• [EXERCISE INSTRUCTIONS] Exactly as written, quote every line that follows, skipping the images.

• [MATERIAL PROVIDED]
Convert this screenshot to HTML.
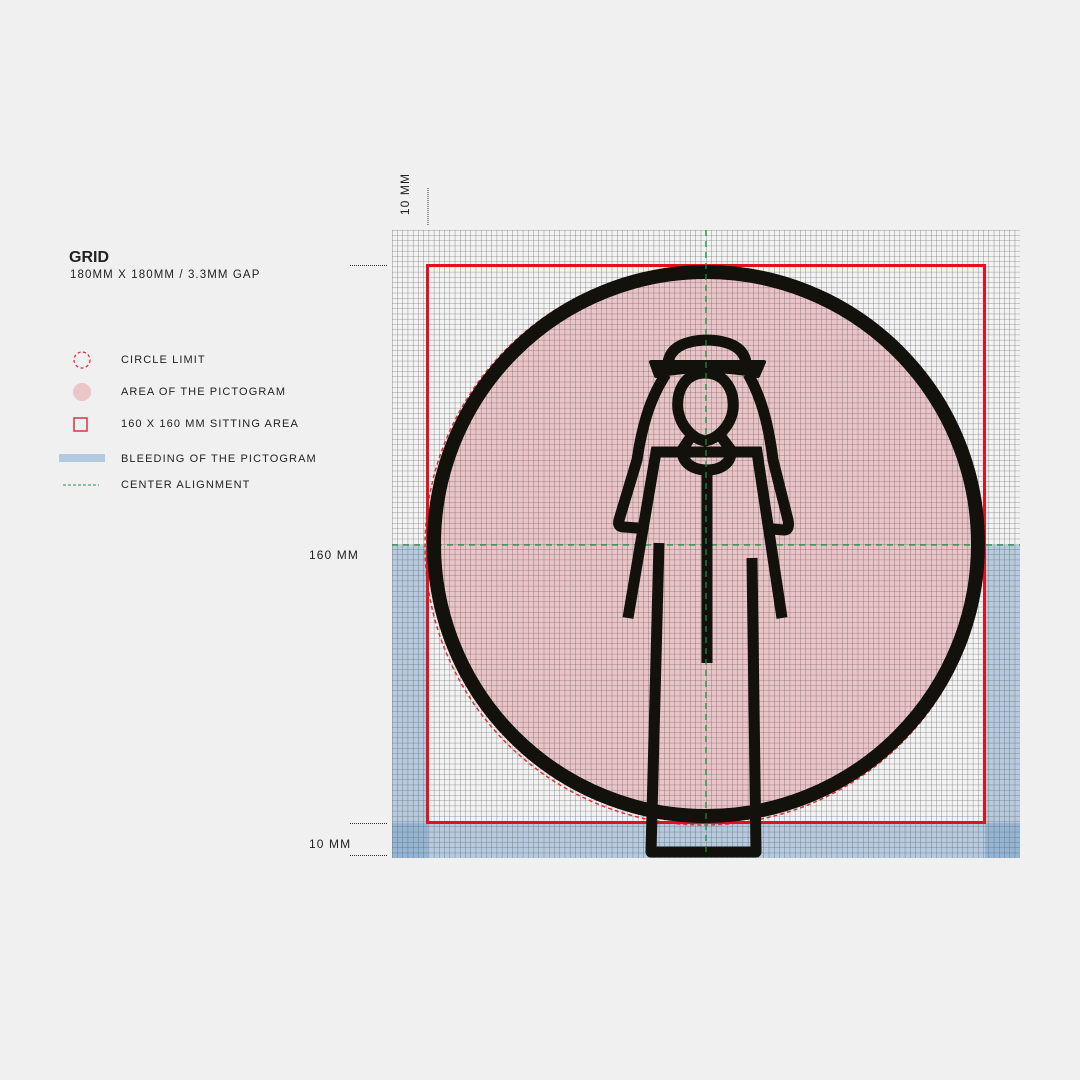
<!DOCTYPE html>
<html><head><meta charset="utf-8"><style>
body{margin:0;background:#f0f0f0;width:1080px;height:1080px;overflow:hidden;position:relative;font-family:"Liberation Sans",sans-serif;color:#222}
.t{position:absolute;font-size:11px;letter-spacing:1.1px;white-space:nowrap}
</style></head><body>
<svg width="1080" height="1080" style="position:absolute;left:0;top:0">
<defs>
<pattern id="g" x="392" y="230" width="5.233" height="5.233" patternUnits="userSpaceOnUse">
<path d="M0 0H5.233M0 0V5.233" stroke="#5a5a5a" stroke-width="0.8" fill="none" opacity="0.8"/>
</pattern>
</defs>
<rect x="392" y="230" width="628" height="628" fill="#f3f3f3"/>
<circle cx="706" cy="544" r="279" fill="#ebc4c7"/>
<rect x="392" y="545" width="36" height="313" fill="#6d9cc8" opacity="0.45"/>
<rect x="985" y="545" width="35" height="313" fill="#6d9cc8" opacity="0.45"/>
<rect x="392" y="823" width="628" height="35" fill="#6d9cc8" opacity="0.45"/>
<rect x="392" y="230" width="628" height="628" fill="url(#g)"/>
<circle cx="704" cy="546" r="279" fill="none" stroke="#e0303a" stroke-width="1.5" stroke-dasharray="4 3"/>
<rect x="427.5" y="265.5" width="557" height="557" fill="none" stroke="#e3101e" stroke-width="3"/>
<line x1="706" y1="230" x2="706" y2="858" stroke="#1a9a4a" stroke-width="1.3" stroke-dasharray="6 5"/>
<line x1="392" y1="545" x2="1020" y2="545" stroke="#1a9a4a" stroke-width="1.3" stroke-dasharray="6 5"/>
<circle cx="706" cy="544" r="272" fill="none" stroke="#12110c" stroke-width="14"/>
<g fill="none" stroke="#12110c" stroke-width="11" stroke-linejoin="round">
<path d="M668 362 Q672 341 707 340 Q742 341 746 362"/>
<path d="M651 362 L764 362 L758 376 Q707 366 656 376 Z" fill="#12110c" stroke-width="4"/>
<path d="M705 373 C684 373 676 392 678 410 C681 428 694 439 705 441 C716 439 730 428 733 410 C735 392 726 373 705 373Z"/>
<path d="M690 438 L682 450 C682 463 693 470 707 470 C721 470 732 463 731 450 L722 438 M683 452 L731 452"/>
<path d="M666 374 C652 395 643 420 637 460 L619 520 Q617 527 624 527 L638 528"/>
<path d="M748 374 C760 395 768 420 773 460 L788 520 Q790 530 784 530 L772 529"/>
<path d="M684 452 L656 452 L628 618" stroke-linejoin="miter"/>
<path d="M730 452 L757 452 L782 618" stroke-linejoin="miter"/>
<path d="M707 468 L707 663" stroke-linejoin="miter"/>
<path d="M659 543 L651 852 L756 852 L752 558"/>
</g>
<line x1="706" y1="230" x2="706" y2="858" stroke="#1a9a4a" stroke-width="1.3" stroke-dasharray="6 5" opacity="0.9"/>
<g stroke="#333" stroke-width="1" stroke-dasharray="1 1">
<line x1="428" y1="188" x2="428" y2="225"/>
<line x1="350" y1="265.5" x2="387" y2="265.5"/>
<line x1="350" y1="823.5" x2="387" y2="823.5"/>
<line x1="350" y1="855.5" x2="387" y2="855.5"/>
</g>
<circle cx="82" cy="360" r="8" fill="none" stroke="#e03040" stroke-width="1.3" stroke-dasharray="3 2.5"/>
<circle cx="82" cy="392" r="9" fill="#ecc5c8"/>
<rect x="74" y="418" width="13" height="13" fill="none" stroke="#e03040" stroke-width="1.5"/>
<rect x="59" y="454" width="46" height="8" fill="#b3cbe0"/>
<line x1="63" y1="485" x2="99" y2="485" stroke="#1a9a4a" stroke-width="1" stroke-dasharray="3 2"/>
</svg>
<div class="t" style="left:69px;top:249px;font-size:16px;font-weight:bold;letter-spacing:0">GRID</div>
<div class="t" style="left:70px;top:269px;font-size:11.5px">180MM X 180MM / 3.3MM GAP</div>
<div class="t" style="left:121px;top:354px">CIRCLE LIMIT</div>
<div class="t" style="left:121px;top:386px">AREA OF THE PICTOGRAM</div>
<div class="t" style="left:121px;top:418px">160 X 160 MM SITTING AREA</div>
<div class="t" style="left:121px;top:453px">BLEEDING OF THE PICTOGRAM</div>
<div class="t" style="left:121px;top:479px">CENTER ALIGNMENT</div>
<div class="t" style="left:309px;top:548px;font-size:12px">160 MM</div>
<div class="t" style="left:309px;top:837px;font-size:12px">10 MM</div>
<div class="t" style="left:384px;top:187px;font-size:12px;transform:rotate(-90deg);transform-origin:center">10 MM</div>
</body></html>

• [ANSWER TO THE TASK]
Convert this screenshot to HTML.
<!DOCTYPE html>
<html><head><meta charset="utf-8"><style>
body{margin:0;background:#f0f0f0;width:1080px;height:1080px;overflow:hidden;position:relative;font-family:"Liberation Sans",sans-serif;color:#222}
.t{position:absolute;font-size:11px;letter-spacing:1.1px;white-space:nowrap}
</style></head><body>
<svg width="1080" height="1080" style="position:absolute;left:0;top:0">
<defs>
<pattern id="g" x="392" y="230" width="5.233" height="5.233" patternUnits="userSpaceOnUse">
<path d="M0 0H5.233M0 0V5.233" stroke="#5a5a5a" stroke-width="0.8" fill="none" opacity="0.8"/>
</pattern>
</defs>
<rect x="392" y="230" width="628" height="628" fill="#f3f3f3"/>
<circle cx="706" cy="544" r="279" fill="#ebc4c7"/>
<rect x="392" y="545" width="36" height="313" fill="#6d9cc8" opacity="0.45"/>
<rect x="985" y="545" width="35" height="313" fill="#6d9cc8" opacity="0.45"/>
<rect x="392" y="823" width="628" height="35" fill="#6d9cc8" opacity="0.45"/>
<rect x="392" y="230" width="628" height="628" fill="url(#g)"/>
<circle cx="704" cy="546" r="279" fill="none" stroke="#e0303a" stroke-width="1.5" stroke-dasharray="4 3"/>
<rect x="427.5" y="265.5" width="557" height="557" fill="none" stroke="#e3101e" stroke-width="3"/>
<line x1="706" y1="230" x2="706" y2="858" stroke="#1a9a4a" stroke-width="1.3" stroke-dasharray="6 5"/>
<line x1="392" y1="545" x2="1020" y2="545" stroke="#1a9a4a" stroke-width="1.3" stroke-dasharray="6 5"/>
<circle cx="706" cy="544" r="272" fill="none" stroke="#12110c" stroke-width="14"/>
<g fill="none" stroke="#12110c" stroke-width="11" stroke-linejoin="round">
<path d="M668 362 Q672 341 707 340 Q742 341 746 362"/>
<path d="M651 362 L764 362 L758 376 Q707 366 656 376 Z" fill="#12110c" stroke-width="4"/>
<path d="M705 373 C684 373 676 392 678 410 C681 428 694 439 705 441 C716 439 730 428 733 410 C735 392 726 373 705 373Z"/>
<path d="M690 438 L682 450 C682 463 693 470 707 470 C721 470 732 463 731 450 L722 438 M683 452 L731 452"/>
<path d="M666 374 C652 395 643 420 637 460 L619 520 Q617 527 624 527 L638 528"/>
<path d="M748 374 C760 395 768 420 773 460 L788 520 Q790 530 784 530 L772 529"/>
<path d="M684 452 L656 452 L628 618" stroke-linejoin="miter"/>
<path d="M730 452 L757 452 L782 618" stroke-linejoin="miter"/>
<path d="M707 468 L707 663" stroke-linejoin="miter"/>
<path d="M659 543 L651 852 L756 852 L752 558"/>
</g>
<line x1="706" y1="230" x2="706" y2="858" stroke="#1a9a4a" stroke-width="1.3" stroke-dasharray="6 5" opacity="0.9"/>
<g stroke="#333" stroke-width="1" stroke-dasharray="1 1">
<line x1="428" y1="188" x2="428" y2="225"/>
<line x1="350" y1="265.5" x2="387" y2="265.5"/>
<line x1="350" y1="823.5" x2="387" y2="823.5"/>
<line x1="350" y1="855.5" x2="387" y2="855.5"/>
</g>
<circle cx="82" cy="360" r="8" fill="none" stroke="#e03040" stroke-width="1.3" stroke-dasharray="3 2.5"/>
<circle cx="82" cy="392" r="9" fill="#ecc5c8"/>
<rect x="74" y="418" width="13" height="13" fill="none" stroke="#e03040" stroke-width="1.5"/>
<rect x="59" y="454" width="46" height="8" fill="#b3cbe0"/>
<line x1="63" y1="485" x2="99" y2="485" stroke="#1a9a4a" stroke-width="1" stroke-dasharray="3 2"/>
</svg>
<div class="t" style="left:69px;top:249px;font-size:16px;font-weight:bold;letter-spacing:0">GRID</div>
<div class="t" style="left:70px;top:269px;font-size:11.5px">180MM X 180MM / 3.3MM GAP</div>
<div class="t" style="left:121px;top:354px">CIRCLE LIMIT</div>
<div class="t" style="left:121px;top:386px">AREA OF THE PICTOGRAM</div>
<div class="t" style="left:121px;top:418px">160 X 160 MM SITTING AREA</div>
<div class="t" style="left:121px;top:453px">BLEEDING OF THE PICTOGRAM</div>
<div class="t" style="left:121px;top:479px">CENTER ALIGNMENT</div>
<div class="t" style="left:309px;top:548px;font-size:12px">160 MM</div>
<div class="t" style="left:309px;top:837px;font-size:12px">10 MM</div>
<div class="t" style="left:384px;top:187px;font-size:12px;transform:rotate(-90deg);transform-origin:center">10 MM</div>
</body></html>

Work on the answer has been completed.